Late last year, the Korea Development Bank (KDB) estimated the total cost for North Korean economic reconstruction at 428 trillion won (US$385 billion) for 10 years, 705 trillion won (US$634 billion) for 20 years and 1.241 quadrillion won (US$1.117 trillion) for 30 years. In the previous government, the Financial Services Commission estimated the cost at US$500 billion for 20 years, including approximately US$175 billion for infrastructure and industrial development. It is divided into US$77.3 billion for railroads, US$37.4 billion for roads, US$10.4 billion for power supply, US$9.6 billion for communications, US$3 billion for airports, US$27 billion for the agricultural, forestry and fisheries industries, US$2 billion for the mining industry and US$0.8 billion for the light industry.

At present, four methods are being mentioned for the purpose, that is, official development assistance (ODA), government-sponsored financing, private-sector investment, and financing within the North.

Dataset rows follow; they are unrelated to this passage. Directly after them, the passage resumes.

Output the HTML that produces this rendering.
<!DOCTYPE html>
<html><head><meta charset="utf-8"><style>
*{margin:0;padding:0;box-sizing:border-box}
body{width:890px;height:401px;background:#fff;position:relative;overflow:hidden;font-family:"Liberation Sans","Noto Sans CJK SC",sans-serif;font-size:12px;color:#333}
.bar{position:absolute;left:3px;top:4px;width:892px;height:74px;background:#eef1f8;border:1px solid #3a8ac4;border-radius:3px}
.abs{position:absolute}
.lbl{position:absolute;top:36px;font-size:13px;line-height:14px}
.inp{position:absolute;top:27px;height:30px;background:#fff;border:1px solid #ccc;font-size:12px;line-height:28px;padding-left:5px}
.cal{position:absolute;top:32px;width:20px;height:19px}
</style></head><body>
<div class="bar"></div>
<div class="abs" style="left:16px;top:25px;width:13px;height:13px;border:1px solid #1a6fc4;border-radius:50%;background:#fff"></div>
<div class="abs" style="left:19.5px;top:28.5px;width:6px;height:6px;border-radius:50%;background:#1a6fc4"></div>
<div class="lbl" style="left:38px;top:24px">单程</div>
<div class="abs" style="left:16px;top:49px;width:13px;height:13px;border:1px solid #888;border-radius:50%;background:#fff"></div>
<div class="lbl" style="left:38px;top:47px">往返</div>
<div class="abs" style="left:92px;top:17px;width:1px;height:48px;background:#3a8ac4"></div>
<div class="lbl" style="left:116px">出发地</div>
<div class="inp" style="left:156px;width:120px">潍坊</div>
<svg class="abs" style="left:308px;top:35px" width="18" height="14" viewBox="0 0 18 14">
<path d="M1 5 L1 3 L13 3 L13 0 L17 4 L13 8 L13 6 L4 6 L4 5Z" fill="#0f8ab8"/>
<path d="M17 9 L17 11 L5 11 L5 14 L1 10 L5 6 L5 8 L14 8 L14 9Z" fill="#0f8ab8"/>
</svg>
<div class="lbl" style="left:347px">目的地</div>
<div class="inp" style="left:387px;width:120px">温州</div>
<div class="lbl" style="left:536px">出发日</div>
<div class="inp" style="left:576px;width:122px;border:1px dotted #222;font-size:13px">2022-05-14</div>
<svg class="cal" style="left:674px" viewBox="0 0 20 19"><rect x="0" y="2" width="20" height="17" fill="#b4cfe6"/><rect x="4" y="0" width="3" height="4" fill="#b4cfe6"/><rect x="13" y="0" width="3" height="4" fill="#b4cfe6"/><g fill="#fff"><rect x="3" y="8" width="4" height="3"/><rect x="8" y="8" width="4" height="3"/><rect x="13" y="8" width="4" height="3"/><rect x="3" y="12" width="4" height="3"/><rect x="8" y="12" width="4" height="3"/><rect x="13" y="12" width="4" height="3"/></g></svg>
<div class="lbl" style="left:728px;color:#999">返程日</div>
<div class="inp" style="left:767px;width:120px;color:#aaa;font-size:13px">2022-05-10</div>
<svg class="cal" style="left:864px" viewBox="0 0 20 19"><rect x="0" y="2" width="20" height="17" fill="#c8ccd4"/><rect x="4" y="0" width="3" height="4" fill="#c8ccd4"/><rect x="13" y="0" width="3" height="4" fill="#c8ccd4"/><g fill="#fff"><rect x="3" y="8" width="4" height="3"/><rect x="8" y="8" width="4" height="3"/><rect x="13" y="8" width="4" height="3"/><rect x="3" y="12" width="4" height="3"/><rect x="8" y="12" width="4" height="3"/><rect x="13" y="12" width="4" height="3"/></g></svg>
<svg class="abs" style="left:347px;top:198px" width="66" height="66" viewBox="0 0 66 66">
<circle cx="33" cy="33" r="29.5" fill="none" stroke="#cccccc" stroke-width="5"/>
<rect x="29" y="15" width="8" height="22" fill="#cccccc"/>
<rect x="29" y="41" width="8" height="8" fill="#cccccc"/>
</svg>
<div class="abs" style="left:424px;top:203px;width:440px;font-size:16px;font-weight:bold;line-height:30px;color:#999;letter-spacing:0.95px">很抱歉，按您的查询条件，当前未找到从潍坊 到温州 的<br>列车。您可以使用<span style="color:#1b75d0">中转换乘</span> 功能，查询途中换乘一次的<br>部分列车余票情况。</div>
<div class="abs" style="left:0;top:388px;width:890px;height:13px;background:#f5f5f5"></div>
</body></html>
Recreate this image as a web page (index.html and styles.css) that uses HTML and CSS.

According to the South Korean government, the private sector and itself can equally share the cost. In one of its scenarios, government-owned financial institutions can procure US$250 billion to US$300 billion with US$17 billion prepared from multilateral development banks and international aid organizations. In this case, the government-owned financial institutions need to provide 10 trillion won or so each year. “This amount is what can be prepared without difficulties by those institutions including the KDB and the Export-Import Bank of Korea,” a government official remarked, adding, “Private-sector investment from both at home and abroad is estimated at US$107.2 billion to US$186.5 billion and US$100 billion can be procured by means of profits from resources development and the tax revenue in the North.”
 

Some experts point out that North Korea can issue government bonds in the long term. Still, government bond issuance by the North can be resumed only after its default back in the 1970s is addressed. Even if the North issues government bonds, the rate should be lowered through credit enhancement. Another government official mentioned that the South Korean government can provide the credit enhancement for the North once inter-Korean relations become more stable.
 

In any case, South Korea’s fiscal burden is likely to be quite heavy in that the roles of the private sector and the international community cannot but be limited and time-consuming and it is the South Korean government in the end that should prepare the initial funds. International aid is unlikely to become available until North Korea’s accession to the IMF, which will take at least years, and private-sector investment has its own limitations before safety is guaranteed in the North.